Moreover, although a noise-absorbing sheet has been proposed that reduces reflection of electromagnetic waves as described above by superimposing a layer obtained by dispersing a soft magnetic body in a resin on an electromagnetic wave-absorbing film composed of a plastic film processed with metal or carbon nanotubes instead of the aforementioned electromagnetic shielding body (refer to Patent Document 5 indicated below), the processing steps of this electromagnetic wave-absorbing film become complex in order to demonstrate the electromagnetic wave-absorbing performance thereof. In addition, since materials are expensive, product cost ends up becoming extremely high. In addition, with respect to noise absorption performance as well, since the noise absorption performance of the plastic film and magnetic layer are merely added, a dramatic improvement in noise-absorbing effects is not observed.

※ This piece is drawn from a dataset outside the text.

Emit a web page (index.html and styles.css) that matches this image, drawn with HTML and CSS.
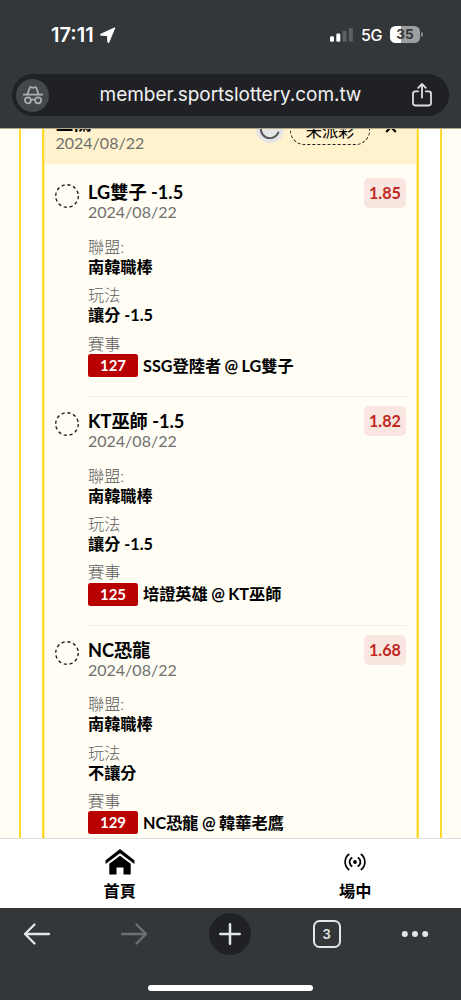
FILE: index.html
```html
<!DOCTYPE html>
<html lang="zh-Hant">
<head>
    <meta charset="UTF-8">
    <meta name="viewport" content="width=device-width, initial-scale=1.0">
    <title>member.sportslottery.com.tw</title>
    <link rel="stylesheet" href="styles.css">
</head>
<body>

<header class="browser-top">
    <div class="status-bar">
        <span class="time">17:11</span>
        <svg class="location" width="16" height="16" viewBox="0 0 16 16"><path d="M14.6 1 1 7.3q-.7.5.2.8l6.4.4.4 6.4q.3.8.8.2z" fill="#fff" stroke="#fff" stroke-width="1.2" stroke-linejoin="round"/></svg>
        <svg class="signal" width="23" height="14" viewBox="0 0 23 14">
            <rect x="0" y="8.3" width="4" height="5.5" rx="1.2" fill="#fff"/>
            <rect x="6.3" y="5.5" width="4" height="8.3" rx="1.2" fill="#fff"/>
            <rect x="12.6" y="2.8" width="4" height="11" rx="1.2" fill="#5d6062"/>
            <rect x="18.9" y="0" width="4" height="13.8" rx="1.2" fill="#5d6062"/>
        </svg>
        <span class="network">5G</span>
        <span class="battery">35</span>
        <span class="battery-tip"></span>
    </div>
    <div class="address-bar">
        <span class="incognito">
            <svg width="20" height="19" viewBox="0 0 20 19" fill="none" stroke="#a9adb1" stroke-width="1.8">
                <path d="M0 8.6h20"/>
                <path d="M4.6 8 6.6 2q.3-1 1.3-.8l2.1.6 2.1-.6q1-.2 1.3.8l2 6"/>
                <circle cx="4.9" cy="14.3" r="3"/>
                <circle cx="15.1" cy="14.3" r="3"/>
                <path d="M7.8 14q2.2-1.3 4.4 0"/>
            </svg>
        </span>
        <span class="url">member.sportslottery.com.tw</span>
        <svg class="share" width="20" height="24" viewBox="0 0 20 24" fill="none" stroke="#dcdee1" stroke-width="1.8" stroke-linecap="round" stroke-linejoin="round">
            <path d="M6.2 8.3H3.4Q1 8.3 1 10.7v9.4q0 2.4 2.4 2.4h13.2q2.4 0 2.4-2.4v-9.4q0-2.4-2.4-2.4h-2.8"/>
            <path d="M10 14.6V1.2M6.2 4.8 10 1l3.8 3.8"/>
        </svg>
    </div>
</header>

<main class="page">
    <div class="side side-left"></div>
    <div class="card">
        <div class="card-header">
            <div class="card-info">
                <div class="title">三關</div>
                <div class="date">2024/08/22</div>
            </div>
            <span class="refresh">
                <svg width="20" height="20" viewBox="0 0 20 20" fill="none" stroke="#555" stroke-width="2" stroke-linecap="round"><path d="M16 3.5A9 9 0 1 0 18.3 13.5"/></svg>
            </span>
            <span class="pill">未派彩</span>
            <svg class="chevron" width="12" height="8" viewBox="0 0 12 8" fill="none" stroke="#000" stroke-width="2.2"><path d="m1.2 7 4.8-5 4.8 5"/></svg>
        </div>

        <div class="bets">
            <div class="bet">
                <svg class="ring" width="26" height="26" viewBox="0 0 26 26"><circle cx="13" cy="13" r="11.3"/></svg>
                <div class="bet-body">
                    <div class="bet-top">
                        <div>
                            <div class="title">LG雙子 -1.5</div>
                            <div class="date">2024/08/22</div>
                        </div>
                        <span class="odds">1.85</span>
                    </div>
                    <div class="field"><div class="label">聯盟:</div><div class="value">南韓職棒</div></div>
                    <div class="field"><div class="label">玩法</div><div class="value">讓分 -1.5</div></div>
                    <div class="field"><div class="label">賽事</div><div class="event"><span class="code">127</span><span class="teams">SSG登陸者 @ LG雙子</span></div></div>
                </div>
            </div>

            <div class="bet">
                <svg class="ring" width="26" height="26" viewBox="0 0 26 26"><circle cx="13" cy="13" r="11.3"/></svg>
                <div class="bet-body">
                    <div class="bet-top">
                        <div>
                            <div class="title">KT巫師 -1.5</div>
                            <div class="date">2024/08/22</div>
                        </div>
                        <span class="odds">1.82</span>
                    </div>
                    <div class="field"><div class="label">聯盟:</div><div class="value">南韓職棒</div></div>
                    <div class="field"><div class="label">玩法</div><div class="value">讓分 -1.5</div></div>
                    <div class="field"><div class="label">賽事</div><div class="event"><span class="code">125</span><span class="teams">培證英雄 @ KT巫師</span></div></div>
                </div>
            </div>

            <div class="bet">
                <svg class="ring" width="26" height="26" viewBox="0 0 26 26"><circle cx="13" cy="13" r="11.3"/></svg>
                <div class="bet-body">
                    <div class="bet-top">
                        <div>
                            <div class="title">NC恐龍</div>
                            <div class="date">2024/08/22</div>
                        </div>
                        <span class="odds">1.68</span>
                    </div>
                    <div class="field"><div class="label">聯盟:</div><div class="value">南韓職棒</div></div>
                    <div class="field"><div class="label">玩法</div><div class="value">不讓分</div></div>
                    <div class="field"><div class="label">賽事</div><div class="event"><span class="code">129</span><span class="teams">NC恐龍 @ 韓華老鷹</span></div></div>
                </div>
            </div>
        </div>
    </div>
    <div class="side side-right"></div>
</main>

<nav class="site-nav">
    <div class="nav-item">
        <svg width="30" height="26" viewBox="0 0 30 26">
            <path d="M15 0 .6 11.2V15L15 4.2 29.4 15v-3.8z"/>
            <path d="M15 6.7 4.3 14.8V25.6h7.2v-7.2h7v7.2h7.2V14.8z"/>
        </svg>
        <span>首頁</span>
    </div>
    <div class="nav-item">
        <svg width="22" height="26" viewBox="0 0 22 26" fill="none" stroke="#000" stroke-width="1.7">
            <path d="M5.2 5Q1.1 8.3 1.1 13t4.1 8M16.8 5q4.1 3.3 4.1 8t-4.1 8M8.3 8.5Q5.6 10 5.6 13t2.7 4.5M13.7 8.5q2.7 1.5 2.7 4.5t-2.7 4.5"/>
            <circle cx="11" cy="13" r="1.9" fill="#000" stroke="none"/>
        </svg>
        <span>場中</span>
    </div>
</nav>

<footer class="browser-bottom">
    <div class="toolbar">
        <div class="tool"><svg width="28" height="24" viewBox="0 0 28 24" fill="none" stroke="#e3e6e9" stroke-width="2.3" stroke-linecap="round" stroke-linejoin="round"><path d="M26 12H2M11.5 2.5 2 12l9.5 9.5"/></svg></div>
        <div class="tool"><svg width="28" height="24" viewBox="0 0 28 24" fill="none" stroke="#6e7174" stroke-width="2.3" stroke-linecap="round" stroke-linejoin="round"><path d="M2 12h24M16.5 2.5 26 12l-9.5 9.5"/></svg></div>
        <div class="tool"><span class="new-tab"><svg width="24" height="24" viewBox="0 0 24 24" stroke="#e3e6e9" stroke-width="2.5" stroke-linecap="round"><path d="M12 2.3v19.4M2.3 12h19.4"/></svg></span></div>
        <div class="tool"><span class="tabs">3</span></div>
        <div class="tool"><svg width="28" height="8" viewBox="0 0 28 8" fill="#e3e6e9"><circle cx="3.8" cy="4" r="3"/><circle cx="14" cy="4" r="3"/><circle cx="24.2" cy="4" r="3"/></svg></div>
    </div>
    <div class="home-indicator"></div>
</footer>

</body>
</html>
```

FILE: styles.css
```css
* {
    box-sizing: border-box;
}
body {
    margin: 0;
    height: 1000px;
    display: flex;
    flex-direction: column;
    overflow: hidden;
    font-family: Lato, "Noto Sans CJK TC", sans-serif;
    font-size: 16.2px;
    background: #fff;
    color: #000;
}
svg {
    display: block;
    flex: none;
}

/* browser top */
.browser-top {
    flex: none;
    height: 128px;
    background: #343739;
    font-family: Inter, sans-serif;
    color: #fff;
}
.status-bar {
    display: flex;
    align-items: center;
    height: 74px;
    padding: 0 38px 5px 51px;
}
.time {
    width: 45px;
    font-size: 20px;
    font-weight: 600;
    white-space: nowrap;
}
.location {
    margin-left: 4px;
}
.signal {
    margin-left: auto;
}
.network {
    width: 22px;
    margin-left: 8px;
    font-size: 16px;
    font-weight: 500;
    letter-spacing: -0.3px;
    white-space: nowrap;
}
.battery {
    width: 30px;
    height: 17px;
    margin-left: 7px;
    border-radius: 5.5px;
    background: linear-gradient(to right, #fff 35%, #9c9e9f 35%);
    color: #343739;
    font-size: 13.5px;
    font-weight: 700;
    line-height: 17px;
    text-align: center;
}
.battery-tip {
    width: 2px;
    height: 5px;
    margin-left: 1px;
    border-radius: 0 2px 2px 0;
    background: #85888a;
}
.address-bar {
    display: flex;
    align-items: center;
    height: 42px;
    margin: 0 12px;
    padding: 0 17px 0 4px;
    border-radius: 21px;
    background: #202124;
}
.incognito {
    display: flex;
    align-items: center;
    justify-content: center;
    width: 33px;
    height: 33px;
    border-radius: 50%;
    background: #43484c;
}
.url {
    flex: 1;
    font-size: 19px;
    letter-spacing: -0.05px;
    line-height: 24px;
    text-align: center;
    color: #f1f1f2;
}

/* page */
.page {
    flex: none;
    display: flex;
    height: 710px;
    overflow: hidden;
    border-top: 1px solid #b3aa8b;
}
.side {
    background: #fffdf4;
}
.side-left {
    width: 21px;
    border-right: 2px solid #ffd92e;
}
.side-right {
    flex: 1;
    border-left: 2px solid #ffd92e;
}
.card {
    width: 377px;
    height: 830px;
    margin: -45px 21px 0;
    border: solid #ffd92e;
    border-width: 0 2px;
    background: #fffdf4;
    box-shadow: inset 1px 0 #ffec90, inset -1px 0 #ffec90;
}
.card-header {
    display: flex;
    align-items: flex-start;
    height: 80px;
    margin: 0 1px;
    padding: 0 19px 0 10.5px;
    background: #fff2cc;
}
.card-info {
    flex: 1;
    padding-top: 28px;
}
.title {
    font-size: 18.2px;
    font-weight: 700;
    line-height: 22px;
    white-space: nowrap;
}
.date {
    font-size: 16px;
    line-height: 17px;
    color: #707070;
}
.refresh {
    display: flex;
    align-items: center;
    justify-content: center;
    width: 28px;
    height: 28px;
    margin-top: 31px;
    border-radius: 50%;
    background: #e5e5e8;
}
.pill {
    width: 80px;
    height: 29px;
    margin: 32px 15px 0 6px;
    border: 1.5px dashed #222;
    border-radius: 15px;
    line-height: 27px;
    text-align: center;
}
.chevron {
    margin-top: 41px;
}

/* bets */
.bets {
    padding: 4.7px 11px 0;
}
.bet {
    display: flex;
    height: 228.7px;
}
.ring {
    margin: 14px 7px 0 -1px;
    fill: none;
    stroke: #222;
    stroke-width: 1.4;
    stroke-dasharray: 3.2 2.717;
}
.bet-body {
    flex: 1;
    margin-left: 1px;
    padding-top: 12.7px;
    border-bottom: 1.5px solid #eeede7;
}
.bet-top {
    display: flex;
    justify-content: space-between;
    height: 55.6px;
}
.odds {
    width: 42px;
    height: 30px;
    margin-top: -3.7px;
    border-radius: 5px;
    background: #f9e6e0;
    color: #c0281f;
    font-size: 16.2px;
    font-weight: 700;
    line-height: 30px;
    text-align: center;
}
.field {
    height: 48.3px;
    line-height: 20px;
}
.label {
    color: #606060;
    font-weight: 300;
}
.value,
.teams {
    font-weight: 700;
    white-space: nowrap;
}
.teams {
    word-spacing: -0.5px;
}
.event {
    display: flex;
    align-items: center;
    height: 24px;
}
.code {
    width: 50px;
    height: 23px;
    margin-right: 5px;
    border-radius: 2.5px;
    background: #b80000;
    color: #fff;
    font-size: 15px;
    font-weight: 700;
    line-height: 23px;
    text-align: center;
}

/* site nav */
.site-nav {
    flex: none;
    display: grid;
    grid-template-columns: 235.5px 235.5px;
    height: 70px;
    padding: 10px 0 0 2px;
    border-top: 1px solid #dedede;
    background: #fff;
}
.nav-item {
    display: flex;
    flex-direction: column;
    align-items: center;
    gap: 5px;
    font-weight: 700;
    line-height: 22px;
}

/* browser bottom */
.browser-bottom {
    flex: 1;
    background: #343739;
    font-family: Inter, sans-serif;
}
.toolbar {
    display: flex;
    height: 77px;
    margin-left: -11px;
    padding-top: 5px;
}
.tool {
    flex: none;
    display: flex;
    align-items: center;
    justify-content: center;
    width: 96.5px;
    height: 42px;
}
.tool:last-child {
    width: 80px;
}
.new-tab {
    display: flex;
    align-items: center;
    justify-content: center;
    width: 42px;
    height: 42px;
    border-radius: 50%;
    background: #202124;
}
.tabs {
    width: 28px;
    height: 28px;
    border: 2px solid #e3e6e9;
    border-radius: 6.5px;
    color: #e3e6e9;
    font-size: 13px;
    font-weight: 600;
    line-height: 25px;
    text-align: center;
}
.home-indicator {
    width: 165px;
    height: 6px;
    margin: 0 auto;
    border-radius: 3px;
    background: #fff;
}
```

[Patent Document 1] Japanese Unexamined Patent Publication No. 2012-28576
[Patent Document 2] Japanese Unexamined Patent Publication No. 2011-146696
[Patent Document 3] Japanese Unexamined Patent Publication No. H7-212079
[Patent Document 4] Japanese Unexamined Patent Publication No. 2005-327853
[Patent Document 5] International Publication No. WO 2013/081043
As has been described above, conventional noise-absorbing sheets demonstrated limited effects depending on the type of noise component or frequency component, or did not demonstrate adequate noise absorption performance due to the large number of reflected components. Thus, an object of the present invention is to provide a noise-absorbing sheet that demonstrates highly effective noise absorption against both magnetic field noise and electric field noise and demonstrates effective noise-absorbing effects over a wider bandwidth.

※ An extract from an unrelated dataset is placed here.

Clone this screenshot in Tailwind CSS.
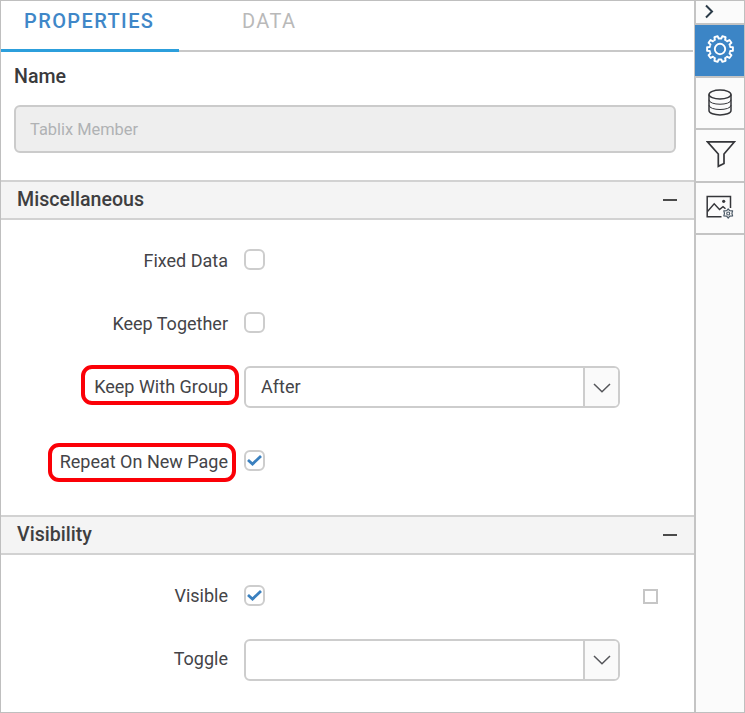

As a result of conducting extensive studies to solve the aforementioned problems, the inventors of the present invention found that, by compounding a layer composed of a magnetic material, which is highly effective for magnetic field noise components, and a noise-absorbing fabric layer obtained by coating a metal onto a fabric, which is highly effective for electric field noise components, highly effective noise absorption is demonstrated against each noise component due to the synergistic effect of each sheet while also having a low level of reflected components, thereby leading to completion of the present invention.
More specifically, the present invention provides the inventions indicated below.
1. A noise-absorbing sheets comprising the lamination of at least two layers, wherein a magnetic layer containing a magnetic material and a noise-absorbing fabric layer having a metal adhered to constituent fibers, are laminated, and the common logarithmic value of the surface resistivity on at least one side of the noise-absorbing fabric is within the range of 0 to 6.
2. The noise-absorbing sheet described in 1 above, wherein the fabric is a nonwoven fabric composed of synthetic long fibers.
3. The noise-absorbing fabric described in 1 or 2 above, wherein the fabric contains fibers having a fiber diameter of greater than 7.0 μm to 50 μm.
4. The noise-absorbing sheet described in any of 1 to 3 above, wherein the fabric contains fibers having a fiber diameter of 7.0 μm or less.
5. The noise-absorbing sheet described in 4 above, wherein the fabric is a fabric consisting of a mixture of fibers having a diameter of greater than 7.0 μm to 50 μm and fibers having a fiber diameter of 0.01 μm to 7.0 μm.
6. The noise-absorbing sheet described in 5 above, wherein the fabric is a laminated fabric having at least two layers consisting of a first layer and a second layer, the first layer is a layer of a nonwoven fabric composed of fibers having a fiber diameter of greater than 7 μm to 50 μm, and the second layer is a layer of a nonwoven fabric composed of fibers having a fiber diameter of 0.01 μm to 7.0 μm.
7. The noise-absorbing sheet described in 6 above, wherein the fabric is a laminated fabric having at least three layers consisting of a first layer, a second layer and a third layer in that order, the first layer and the third layer are layers of a nonwoven fabric composed of fibers having a fiber diameter of greater than 7 μm to 50 μm, and the second layer is a layer of a nonwoven fabric composed of fibers having a fiber diameter of 0.01 μm to 7.0 μm.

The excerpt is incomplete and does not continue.